Legal Address: 115 & 117 12TH STREET SE WASHINGTON DC 20019

Property Geocode:

Sale Date: 2026-02-24

Sale Time: 12:30 PM

Online Views: 41

Publication

TRUSTEES' SALE

OF REAL PROPERTY

COMPRISING 4 STORY AND 3 STORY BRICK RESIDENTIAL APARTMENT BUILDINGS UNDER CONSTRUCTION

115 AND 117 12th street, s.e.

WASHINGTON DC 20019

LOTs 0101 and 0102, square 0989

open house: the property is available for viewing february 4, 2026 from 10:00 am to 4:00 pm. please contact paul barry 781-783-1759 or jeff geifman 301-461-6871 with any questions

By virtue of that certain Deed of Trust and Security Agreement dated as of January 12, 2023 and recorded among the land records of the District of Columbia as Document No. 2023003219 (the “Deed of Trust”), defaults having been made in the payment of the debt secured thereby and the covenants contained therein, and being instructed to do so by the party secured by the Deed of Trust (the “Noteholder”), the undersigned Trustees, any of whom may act, will on February 24, 2026, at 12:30 p.m., at the offices of Harvey West Auctioneers, 5335 Wisconsin Avenue, NW, Suite 440, Washington, D.C. 20015, offer for sale at public auction to the highest bidder the real property more particularly described as:

Lot 101, Square 989 in subdivision made by 115 12th ST SE LLC, as per plat recorded in the Office of the Surveyor for the District of Columbia in Liber 221 at folio 53.

AND

Lot 102, Square 989 in subdivision made by 115 12th ST SE LLC, as per plat recorded in the Office of the Surveyor for the District of Columbia in Liber 221 at folio 93.

TOGETHER WITH any and all buildings, structures, improvements or appurtenances now erected on the above-described land, including, without limitation, all equipment, apparatus, machinery and fixtures of any kind or character forming a part of said buildings, structures, improvements or appurtenances, and any furniture, furnishings, equipment, machinery and other personal property owned and located in, upon or about the above-described land and any buildings thereon all as more particularly described in the aforesaid Deed of Trust (the “Property”).

Terms of sale: ALL CASH. The bid that yields the highest price for the Property will be accepted by the Trustees (unless the sale is postponed or cancelled), and all bids will be provisional until acceptance.

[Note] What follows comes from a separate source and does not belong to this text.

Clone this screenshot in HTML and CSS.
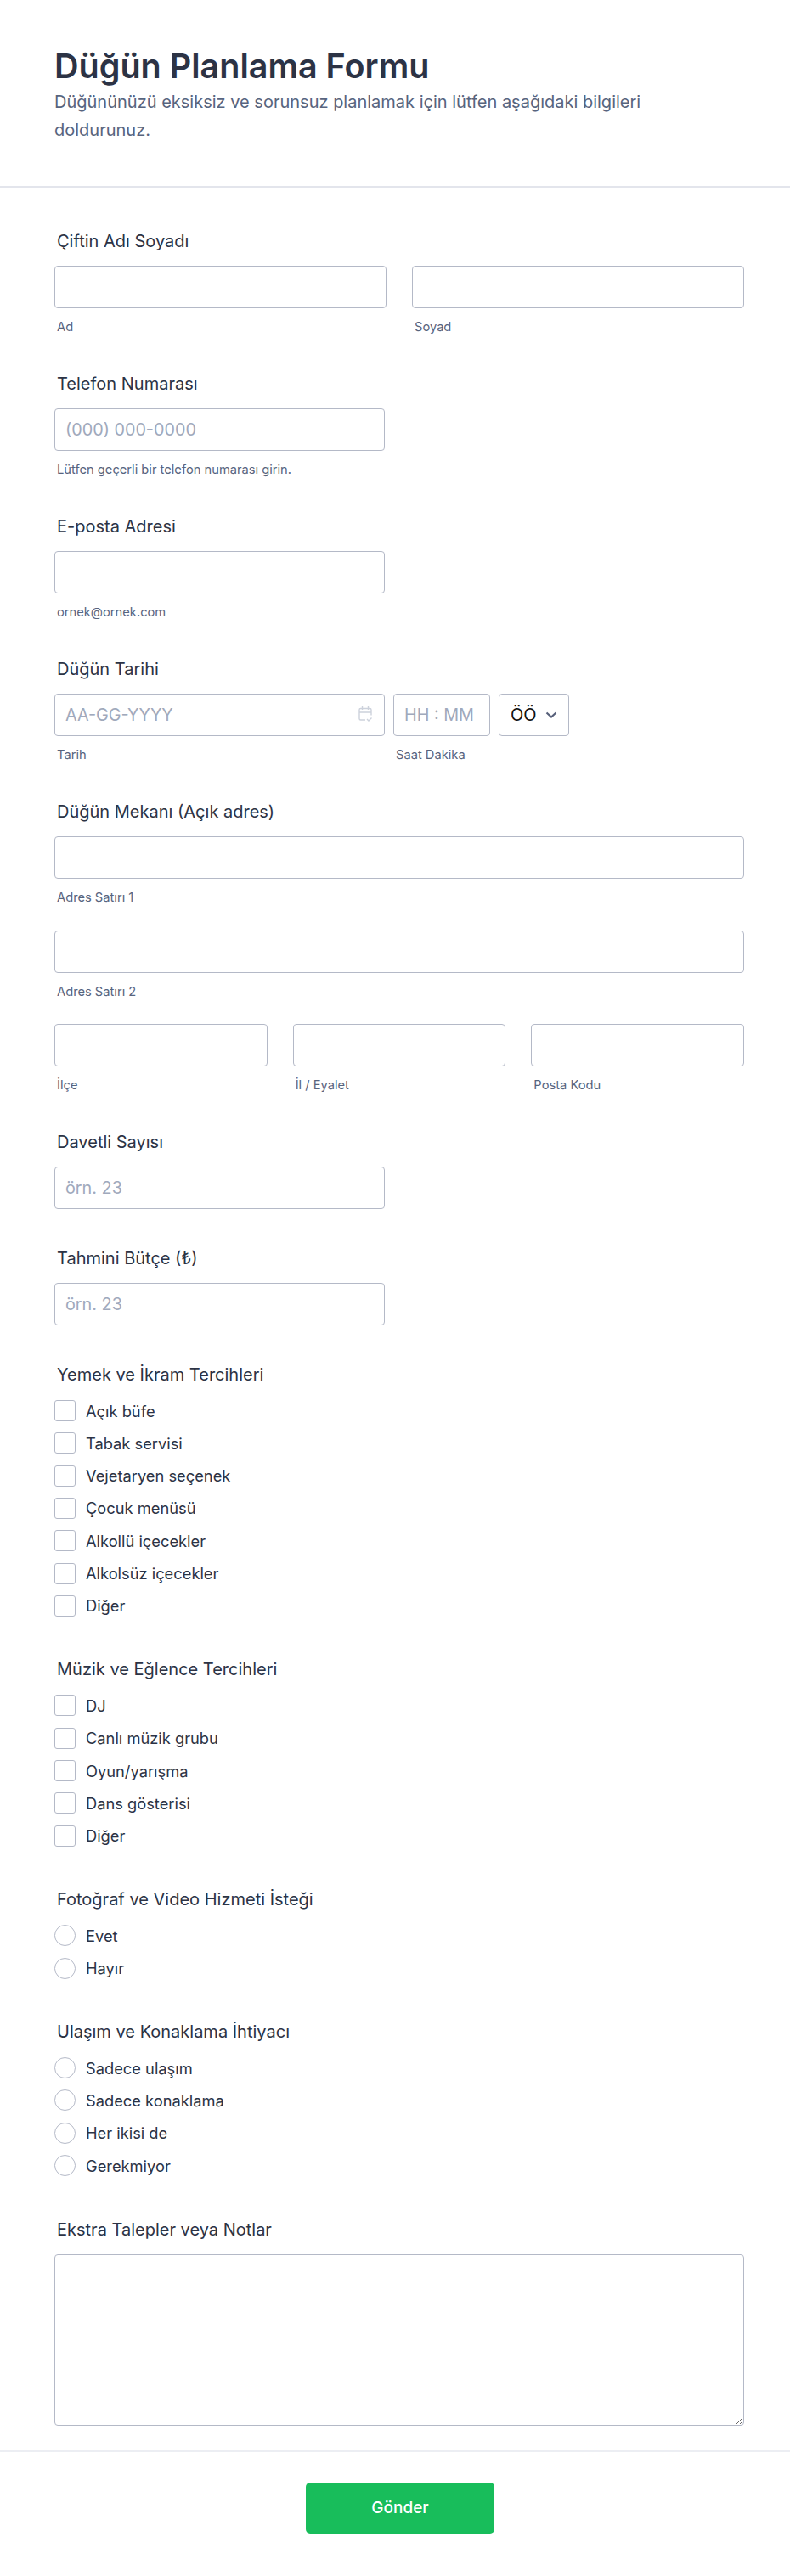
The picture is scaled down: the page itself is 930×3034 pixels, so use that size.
FILE: index.html

```html
<!DOCTYPE html>
<html lang="tr">
<head>
  <meta charset="UTF-8" />
  <meta name="viewport" content="width=device-width, initial-scale=1.0"/>
  <title>Düğün Planlama Formu</title>
  <link rel="stylesheet" href="styles.css">
</head>
<body>
  <form class="form">
    <div class="form-header">
      <h1>Düğün Planlama Formu</h1>
      <p>Düğününüzü eksiksiz ve sorunsuz planlamak için lütfen aşağıdaki bilgileri doldurunuz.</p>
    </div>

    <div class="form-body">
      <div class="field">
        <div class="label">Çiftin Adı Soyadı</div>
        <div class="row two">
          <div><input class="input" type="text"><div class="sub">Ad</div></div>
          <div><input class="input" type="text"><div class="sub">Soyad</div></div>
        </div>
      </div>

      <div class="field">
        <div class="label">Telefon Numarası</div>
        <input class="input half" type="text" placeholder="(000) 000-0000">
        <div class="sub">Lütfen geçerli bir telefon numarası girin.</div>
      </div>

      <div class="field">
        <div class="label">E-posta Adresi</div>
        <input class="input half" type="text">
        <div class="sub">ornek@ornek.com</div>
      </div>

      <div class="field">
        <div class="label">Düğün Tarihi</div>
        <div class="row date-row">
          <div>
            <div class="date-box">
              <input class="input" type="text" placeholder="AA-GG-YYYY">
              <svg class="date-icon" width="18" height="20" viewBox="0 0 18 20" fill="none" stroke="#cdd2dc" stroke-width="1.400">
                <path d="M9 17H3.500A1.500 1.500 0 0 1 2 15.500V5A1.500 1.500 0 0 1 3.500 3.500h11A1.500 1.500 0 0 1 16 5v6.500"/>
                <path d="M2 8h14M5.500 1v4M12.500 1v4"/>
                <path d="M11 16l2 2 3.500-3.500"/>
              </svg>
            </div>
            <div class="sub">Tarih</div>
          </div>
          <div>
            <input class="input" type="text" placeholder="HH : MM">
            <div class="sub">Saat Dakika</div>
          </div>
          <div class="ampm">
            <span>ÖÖ</span>
            <svg width="14" height="9" viewBox="0 0 14 9" fill="none" stroke="#57607a" stroke-width="2.200"><path d="M1.500 1.500L7 6.500l5.500-5"/></svg>
          </div>
        </div>
      </div>

      <div class="field">
        <div class="label">Düğün Mekanı (Açık adres)</div>
        <input class="input" type="text">
        <div class="sub">Adres Satırı 1</div>
        <input class="input next" type="text">
        <div class="sub">Adres Satırı 2</div>
        <div class="row three next">
          <div><input class="input" type="text"><div class="sub">İlçe</div></div>
          <div><input class="input" type="text"><div class="sub">İl / Eyalet</div></div>
          <div><input class="input" type="text"><div class="sub">Posta Kodu</div></div>
        </div>
      </div>

      <div class="field">
        <div class="label">Davetli Sayısı</div>
        <input class="input half" type="text" placeholder="örn. 23">
      </div>

      <div class="field">
        <div class="label">Tahmini Bütçe (₺)</div>
        <input class="input half" type="text" placeholder="örn. 23">
      </div>

      <div class="field options">
        <div class="label">Yemek ve İkram Tercihleri</div>
        <label class="option"><input type="checkbox"><span>Açık büfe</span></label>
        <label class="option"><input type="checkbox"><span>Tabak servisi</span></label>
        <label class="option"><input type="checkbox"><span>Vejetaryen seçenek</span></label>
        <label class="option"><input type="checkbox"><span>Çocuk menüsü</span></label>
        <label class="option"><input type="checkbox"><span>Alkollü içecekler</span></label>
        <label class="option"><input type="checkbox"><span>Alkolsüz içecekler</span></label>
        <label class="option"><input type="checkbox"><span>Diğer</span></label>
      </div>

      <div class="field options">
        <div class="label">Müzik ve Eğlence Tercihleri</div>
        <label class="option"><input type="checkbox"><span>DJ</span></label>
        <label class="option"><input type="checkbox"><span>Canlı müzik grubu</span></label>
        <label class="option"><input type="checkbox"><span>Oyun/yarışma</span></label>
        <label class="option"><input type="checkbox"><span>Dans gösterisi</span></label>
        <label class="option"><input type="checkbox"><span>Diğer</span></label>
      </div>

      <div class="field options">
        <div class="label">Fotoğraf ve Video Hizmeti İsteği</div>
        <label class="option"><input type="radio" name="foto"><span>Evet</span></label>
        <label class="option"><input type="radio" name="foto"><span>Hayır</span></label>
      </div>

      <div class="field options">
        <div class="label">Ulaşım ve Konaklama İhtiyacı</div>
        <label class="option"><input type="radio" name="ulasim"><span>Sadece ulaşım</span></label>
        <label class="option"><input type="radio" name="ulasim"><span>Sadece konaklama</span></label>
        <label class="option"><input type="radio" name="ulasim"><span>Her ikisi de</span></label>
        <label class="option"><input type="radio" name="ulasim"><span>Gerekmiyor</span></label>
      </div>

      <div class="field">
        <div class="label">Ekstra Talepler veya Notlar</div>
        <textarea class="input notes"></textarea>
      </div>
    </div>

    <div class="form-footer">
      <button class="submit" type="button">Gönder</button>
    </div>
  </form>
</body>
</html>
```

FILE: styles.css

```css
* {
  box-sizing: border-box;
}

body {
  margin: 0;
  background-color: #fff;
  font-family: Inter, "Liberation Sans", sans-serif;
  color: #2c3345;
}

.form-header {
  height: 221px;
  padding: 52px 64px 0;
  border-bottom: 2px solid #e3e5ec;
}

.form-header h1 {
  margin: 0;
  font-size: 39.500px;
  line-height: 52px;
  font-weight: 600;
}

.form-header p {
  margin: 0;
  max-width: 700px;
  font-size: 20px;
  line-height: 33px;
  color: #57647e;
}

.form-body {
  padding: 50px 54px 0 64px;
}

.field {
  margin-bottom: 45px;
}

.field:last-child {
  margin-bottom: 29px;
}

.options {
  margin-bottom: 49.500px;
}

.options .label {
  margin-bottom: 17px;
}

.label {
  margin-left: 3px;
  margin-bottom: 16px;
  font-size: 20px;
  line-height: 26px;
  font-weight: 400;
}

.input {
  display: block;
  width: 100%;
  height: 50px;
  padding: 0 12px;
  background-color: #fff;
  border: 1px solid #b4b9c7;
  border-radius: 4px;
  font-family: inherit;
  font-size: 19.800px;
  color: #2c3345;
}

.input::placeholder {
  color: #a0a9bc;
}

.half {
  width: 389px;
}

.next {
  margin-top: 29.500px;
}

.sub {
  margin: 13px 0 0 3px;
  font-size: 14.700px;
  line-height: 18px;
  color: #57647e;
}

.row {
  display: grid;
  gap: 30px;
}

.two {
  grid-template-columns: 1fr 1fr;
}

.three {
  grid-template-columns: 1fr 1fr 1fr;
}

.date-row {
  grid-template-columns: 389px 114px 83px;
  gap: 10px;
}

.date-box {
  position: relative;
}

.date-icon {
  position: absolute;
  top: 14px;
  right: 14px;
}

.ampm {
  display: flex;
  align-items: center;
  justify-content: space-between;
  height: 50px;
  padding: 0 13px 0 13px;
  border: 1px solid #b4b9c7;
  border-radius: 4px;
  font-size: 20px;
  color: #111;
}

.option {
  display: flex;
  align-items: center;
  gap: 12px;
  height: 25px;
  margin-bottom: 13.330px;
  font-size: 18.300px;
  color: #2c3345;
}

.option:last-child {
  margin-bottom: 0;
}

.option input {
  appearance: none;
  width: 25px;
  height: 25px;
  margin: 0;
  border: 1px solid #b4b9c7;
  border-radius: 3px;
  background-color: #fff;
}

.option input[type="radio"] {
  border-radius: 50%;
}

.notes {
  height: 202px;
  padding: 10px 12px;
  resize: vertical;
}

.form-footer {
  display: flex;
  justify-content: center;
  height: 148px;
  padding: 36px 0 0 12px;
  border-top: 2px solid #eceef3;
}

.submit {
  width: 222px;
  height: 60px;
  border: none;
  border-radius: 5px;
  background-color: #18bd5b;
  color: #fff;
  font-family: inherit;
  font-size: 19px;
  font-weight: 500;
}
```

To be qualified to bid, all bidders other than the Noteholder or an affiliate thereof must deliver to the Trustees at the time of sale a bidder’s deposit of $100,000 by certified check, cashier’s check, or wire transfer. The Noteholder or an affiliate thereof may apply the outstanding amount of the debt under the Note as a credit to its bid.

Closing will be held on or before thirty (30) days after sale; time being of the essence. The Trustees reserve the right to extend the date of closing as may be necessary to complete arrangements for the closing. Upon purchaser’s default, the deposit shall be forfeited, and the Property may be resold at the risk and costs of the defaulting purchaser. After any such default and forfeiture, the Property may, at the discretion of the Trustees, be conveyed to the next highest bidder whose bid was acceptable to the Trustees. Such forfeiture shall not limit any liability of the defaulting purchaser or any rights or remedies of the Trustees or the Noteholder with respect to any such default.

The Property shall be sold “AS IS” and “WITH ALL FAULTS.” None of the Trustees nor any Lender-Affiliated Party, nor any of their respective agents, employees, successors, or assigns (all of the foregoing, collectively, “Releasees”) make any representations or warranties with respect to the Property including, without limitation, representations or warranties as to the structural integrity, physical condition, construction, workmanship, materials, habitability, compliance with applicable zoning regulations, fitness for a particular purpose or merchantability of all or any part of the Property. The purchaser recognizes and agrees that any investigation, examination, or inspection of the Property being sold is within the control of the owner or other parties in possession and not within the control of the Releasees.

Without limiting the generality of the foregoing, the Property will be sold without representation or warranty as to the environmental condition of the Property or the compliance of the Property with federal, state, or local laws and regulations concerning the purchase or disposal of hazardous substances. Acceptance of the deed and bill of sale to the Property shall constitute a waiver of any claims against each and all of the Releasees, concerning the environmental condition of the Property including, but not limited to, claims arising under the Comprehensive Environmental Response, Compensation and Liability Act of 1980, as amended, and/or state or local law, ordinances or regulations. The purchaser shall be required to sign a sale memorandum waiving any cause of action it may have against the Releasees, for any condition of the Property that may not comply with any federal, state or local law, regulation or ruling including, without limitation, any laws, regulations and rulings relating to environmental contamination or hazardous wastes. Such agreement shall also provide that if, notwithstanding such agreement, a court of competent jurisdiction should permit such a claim to be made against any Releasee(s), such agreement shall serve as the overwhelming primary factor in any equitable apportionment of response costs or other liability. Nothing in this paragraph shall release, waive, or preclude any claims the purchaser may have against any other person with respect to the Property.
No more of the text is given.